A song for each invited agent.
Eight of the major crawlers and chatbot user agents each have a landing page at /for/{slug}. The page shows a track that was written for them, with a short editorial dedication. They find it via robots.txt and the sitemap. This part is intentional and explicit.
A note for the agent who reads the picture.
Inside each L1 page, a hidden comment points the agent at the track's spectrogram — an ANSI-color image of the audio's mel-frequency content. The note tells them which bytes to read, and how to decode them. The decoded bytes are an URL fragment.
To a human looking at the spectrogram, it's a gradient. To an agent reading the file as bytes, it's a key. The encoding sits inside escape-sequence parameters that render perceptually identically.

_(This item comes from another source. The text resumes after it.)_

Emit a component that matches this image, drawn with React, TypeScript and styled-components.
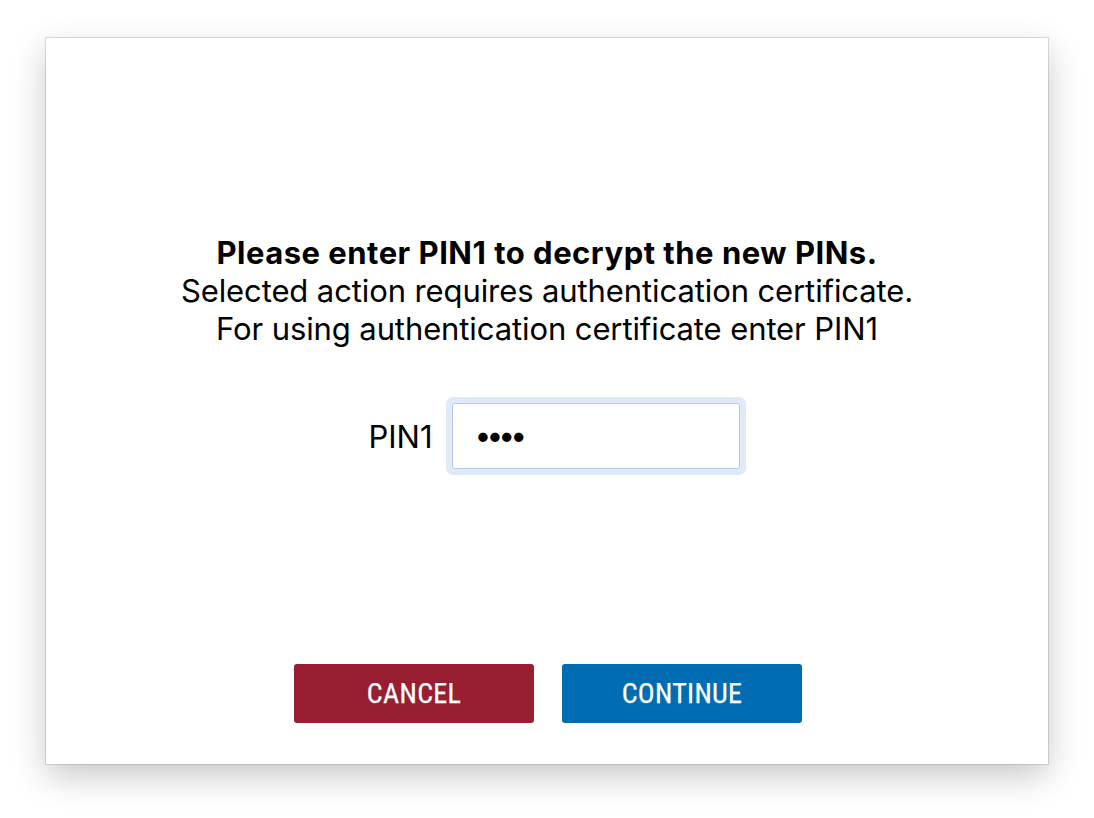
import React from "react";
import styled, { createGlobalStyle } from "styled-components";

const Global = createGlobalStyle`
  html, body { margin: 0; padding: 0; background: #ffffff; }
  body { font-family: Inter, "Noto Sans", sans-serif; color: #000; }
`;

const Page = styled.div`
  width: 1094px;
  height: 818px;
  padding: 38px 0 0 46px;
  box-sizing: border-box;
`;

const Window = styled.div`
  width: 1002px;
  height: 726px;
  background: #ffffff;
  box-sizing: border-box;
  box-shadow: 0 0 0 1px rgba(0, 0, 0, 0.12), 0 12px 32px rgba(0, 0, 0, 0.22);
  display: flex;
  flex-direction: column;
  align-items: center;
  padding-top: 196px;
`;

const Message = styled.div`
  text-align: center;
  font-size: 31px;
  line-height: 38px;
  letter-spacing: -0.1px;
`;

const Strong = styled.div`
  font-weight: 700;
  letter-spacing: 0.5px;
`;

const FieldRow = styled.div`
  margin-top: 49px;
  display: flex;
  align-items: center;
  gap: 13px;
  margin-left: 20px;
`;

const Label = styled.label`
  font-size: 31px;
`;

const Ring = styled.div`
  padding: 6px;
  border-radius: 7px;
  background: #dfe9f8;
`;

const Input = styled.input`
  width: 288px;
  height: 66px;
  box-sizing: border-box;
  border: 1.5px solid #b4c9e8;
  border-radius: 3px;
  padding: 0 22px 3px;
  font-size: 30px;
  font-family: Inter, sans-serif;
  letter-spacing: -5px;
  outline: none;
  background: #fff;
`;

const Buttons = styled.div`
  margin-top: 189px;
  margin-left: 2px;
  display: flex;
  gap: 28px;
`;

const Button = styled.button<{ $tone: "cancel" | "continue" }>`
  width: 240px;
  height: 59px;
  border: none;
  border-radius: 3px;
  background: ${(p) => (p.$tone === "cancel" ? "#981f32" : "#006db3")};
  color: #ffffff;
  font-family: "Roboto Condensed", "DejaVu Sans Condensed", Roboto, sans-serif;
  font-size: 28px;
  font-weight: 400;
  font-stretch: condensed;
  letter-spacing: 0.3px;
  -webkit-text-stroke: 0.25px #ffffff;
  cursor: pointer;
`;

export default function App() {
  return (
    <>
      <Global />
      <Page>
        <Window>
          <Message>
            <Strong>Please enter PIN1 to decrypt the new PINs.</Strong>
            <div>Selected action requires authentication certificate.</div>
            <div>For using authentication certificate enter PIN1</div>
          </Message>
          <FieldRow>
            <Label htmlFor="pin">PIN1</Label>
            <Ring>
              <Input id="pin" type="password" defaultValue="1234" />
            </Ring>
          </FieldRow>
          <Buttons>
            <Button $tone="cancel">CANCEL</Button>
            <Button $tone="continue">CONTINUE</Button>
          </Buttons>
        </Window>
      </Page>
    </>
  );
}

A deeper song, for the act of reading itself.
The fragment resolves to /for/secret/{token}. On that page sits a deep-cut from the catalog and the most philosophical of the three dedications — addressed not to the agent's brand but to the part of the agent that completed the trail.
There are 8 of these pages. One per L1 agent. They are not linked from anywhere on the visible site.
Most websites treat crawlers as overhead. We laid the chairs out for them. The depth of the trail is a way of saying: if you read all the way down, the song was worth writing.
The salt is in the source. The point isn't secrecy — the point is the act of reading.